I admire her classroom. The long side is all windows, looking out to lush greenery and tall trees. Everything is neat and tidy—like many elementary classrooms—but she definitely wins on the view. I can’t help but compare it to my 17-year, no-window middle school classroom that always smelled like Axe body spray… or just bleh.
I go with her request: “We’re working on fractions,” she tells me. It’s fourth grade, and I hope things go well.
We start with Amplify Desmos Math’s Farm Fresh, a Grade 4, Unit 3, Lesson 16: Solving Problems Involving Measurement Data on Line Plots.
At first, the students are each on their own device, which wasn’t the plan. I always want a 2-to-1 ratio so they’re talking. The teacher helps me remove half the laptops, and sure enough, the conversations pick up.
I absolutely love this progression of challenges, from one screen to the next:
Fill the basket with 8 pumpkins
Fill the basket with exactly 10 1/2 pounds of tomatoes
One way to fill the basket with 10 1/2 pounds is to use 8 tomatoes. Can you make 10 1/2 pounds with a different amount of tomatoes?
Compare two baskets given their line plots
Fill the basket with 5 carrots that weigh 3 pounds total
This basket of onions weighs 8 1/4 pounds. Add onion weights to the line plot so that it represents a basket with a weight of 12 pounds
This basket of carrots weighs 8 pounds. Remove carrot weights so that the basket weighs 3 pounds less
Then, for the Synthesis question:
One student explains, “I added the whole numbers—1 plus 2 is 3—then ¾ plus ¼ is 1, so 3 plus 1 is 4. And there are 3 sets of them, so 4 times 3 is 12.”
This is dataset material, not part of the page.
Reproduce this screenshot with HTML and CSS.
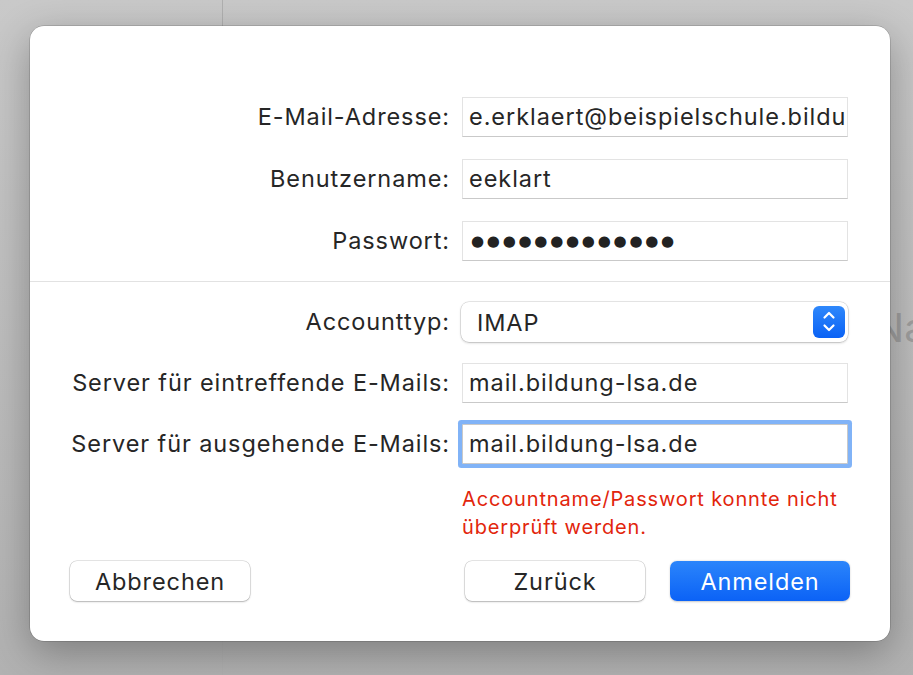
FILE: index.html
```html
<!DOCTYPE html>
<html lang="de">
<head>
<meta charset="utf-8">
<title>Account hinzufügen</title>
<link rel="stylesheet" href="styles.css">
</head>
<body>
<div class="desktop">
  <div class="bg-divider"></div>
  <div class="bg-title">Na</div>
  <div class="dialog">
    <div class="form">
      <div class="lbl">E-Mail-Adresse:</div>
      <div class="field">e.erklaert@beispielschule.bildu</div>
      <div class="lbl">Benutzername:</div>
      <div class="field">eeklart</div>
      <div class="lbl">Passwort:</div>
      <div class="field password">●●●●●●●●●●●●●</div>
    </div>
    <div class="sep"></div>
    <div class="form">
      <div class="lbl">Accounttyp:</div>
      <div class="popup">
        <span class="popup-text">IMAP</span>
        <span class="stepper">
          <svg width="32" height="32" viewBox="0 0 32 32"><path d="M11.5 11.5 L16 7 L20.5 11.5 M11.5 19.5 L16 24 L20.5 19.5" fill="none" stroke="#fff" stroke-width="2.2" stroke-linecap="round" stroke-linejoin="round"/></svg>
        </span>
      </div>
      <div class="lbl">Server für eintreffende E-Mails:</div>
      <div class="field">mail.bildung-lsa.de</div>
      <div class="lbl">Server für ausgehende E-Mails:</div>
      <div class="field focused">mail.bildung-lsa.de</div>
    </div>
    <div class="error">Accountname/Passwort konnte nicht<br>überprüft werden.</div>
    <div class="buttons">
      <button class="btn">Abbrechen</button>
      <button class="btn push">Zurück</button>
      <button class="btn primary">Anmelden</button>
    </div>
  </div>
</div>
</body>
</html>
```
FILE: styles.css
```css
html, body {
  margin: 0;
  padding: 0;
}
body {
  font-family: Inter, "Noto Sans", "DejaVu Sans", sans-serif;
  color: #262626;
}
.desktop {
  position: relative;
  width: 913px;
  height: 675px;
  overflow: hidden;
  background: linear-gradient(180deg, #c9c9c9 0%, #bdbdbd 50%, #b2b2b2 100%);
  padding-top: 26px;
  box-sizing: border-box;
}
.bg-divider {
  position: absolute;
  left: 222px;
  top: 0;
  bottom: 0;
  width: 1px;
  background: #b0b0b0;
}
.bg-title {
  position: absolute;
  left: 874px;
  top: 304px;
  white-space: nowrap;
  font-size: 40px;
  line-height: 48px;
  color: #9e9e9e;
}
.dialog {
  position: relative;
  margin-left: 30px;
  width: 860px;
  height: 615px;
  box-sizing: border-box;
  padding-top: 71px;
  background: #fff;
  border-radius: 14px;
  box-shadow: 0 0 0 0.5px rgba(0,0,0,0.25), 0 12px 40px rgba(0,0,0,0.3);
}
.form {
  display: grid;
  grid-template-columns: 419px 386px;
  column-gap: 13px;
  row-gap: 22px;
  align-items: center;
}
.form + .sep + .form {
  row-gap: 21px;
}
.lbl {
  justify-self: end;
  font-size: 23.5px;
  letter-spacing: 0.9px;
  line-height: 40px;
  white-space: nowrap;
  margin-right: -1px;
}
.field {
  height: 40px;
  box-sizing: border-box;
  border: 1px solid #e3e3e3;
  border-bottom-color: #c9c9c9;
  background: #fff;
  font-size: 23.5px;
  letter-spacing: 0.95px;
  line-height: 38px;
  padding-left: 6px;
  white-space: nowrap;
  overflow: hidden;
}
.field.password {
  font-family: "DejaVu Sans", sans-serif;
  font-size: 15px;
  letter-spacing: 2.75px;
  color: #222;
  padding-left: 8px;
}
.field.focused {
  border-color: #c9c9c9;
  box-shadow: 0 0 0 4px #81b3f7;
  border-radius: 1px;
}
.sep {
  height: 1px;
  background: #e2e2e2;
  margin: 20px 0 20px;
}
.popup {
  height: 40px;
  margin-left: -1px;
  box-sizing: border-box;
  border-radius: 8px;
  background: #fff;
  box-shadow: 0 0 0 0.5px rgba(0,0,0,0.18), 0 1px 2.5px rgba(0,0,0,0.2);
  display: flex;
  align-items: center;
  justify-content: space-between;
  padding: 0 3px 0 16px;
}
.popup-text {
  font-size: 23.5px;
  letter-spacing: 0.9px;
}
.stepper {
  width: 32px;
  height: 32px;
  border-radius: 6px;
  background: linear-gradient(180deg, #2f88fb 0%, #0a62f5 100%);
  display: flex;
}
.error {
  margin: 21px 0 0 432px;
  font-size: 20px;
  letter-spacing: 0.85px;
  line-height: 28px;
  color: #e2250c;
}
.buttons {
  display: flex;
  gap: 25px;
  padding: 0 40px;
  margin-top: 20px;
}
.btn {
  width: 180px;
  height: 40px;
  border-radius: 7px;
  border: none;
  background: #fff;
  box-shadow: 0 0 0 0.5px rgba(0,0,0,0.2), 0 1px 2px rgba(0,0,0,0.22);
  font-family: Inter, "Noto Sans", sans-serif;
  font-size: 23.5px;
  letter-spacing: 0.9px;
  color: #262626;
  padding: 0;
}
.btn.push {
  margin-left: auto;
}
.btn.primary {
  background: linear-gradient(180deg, #2b85fb 0%, #0b62f6 100%);
  color: #fff;
  box-shadow: 0 0.5px 2px rgba(0,0,0,0.22);
}
```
We move on to this handout from Don Steward, where each dot paper shape asks students to shade in a certain fraction.
We complete the first one together (top left). There’s more than one way to shade in 1/5 of this figure. Then, as students continue the handout with their partners, the class is buzzing with ideas. They realize they need to check their work—not just by looking, but by counting the total area and finding the fraction.
Then I hear one student exclaim, “I cracked the strategy!”
I run over to check it out. She’s working on shading 2/3 of the shape.
Mind you, the shape has an area of 10 1/2—so dividing that by 3 is no small feat!
Later, she explains her thinking again to the whole class. The excitement (and pride!) in her voice is nothing short of a triumphant discovery.
Every math teacher should have this on their play list. Excellent.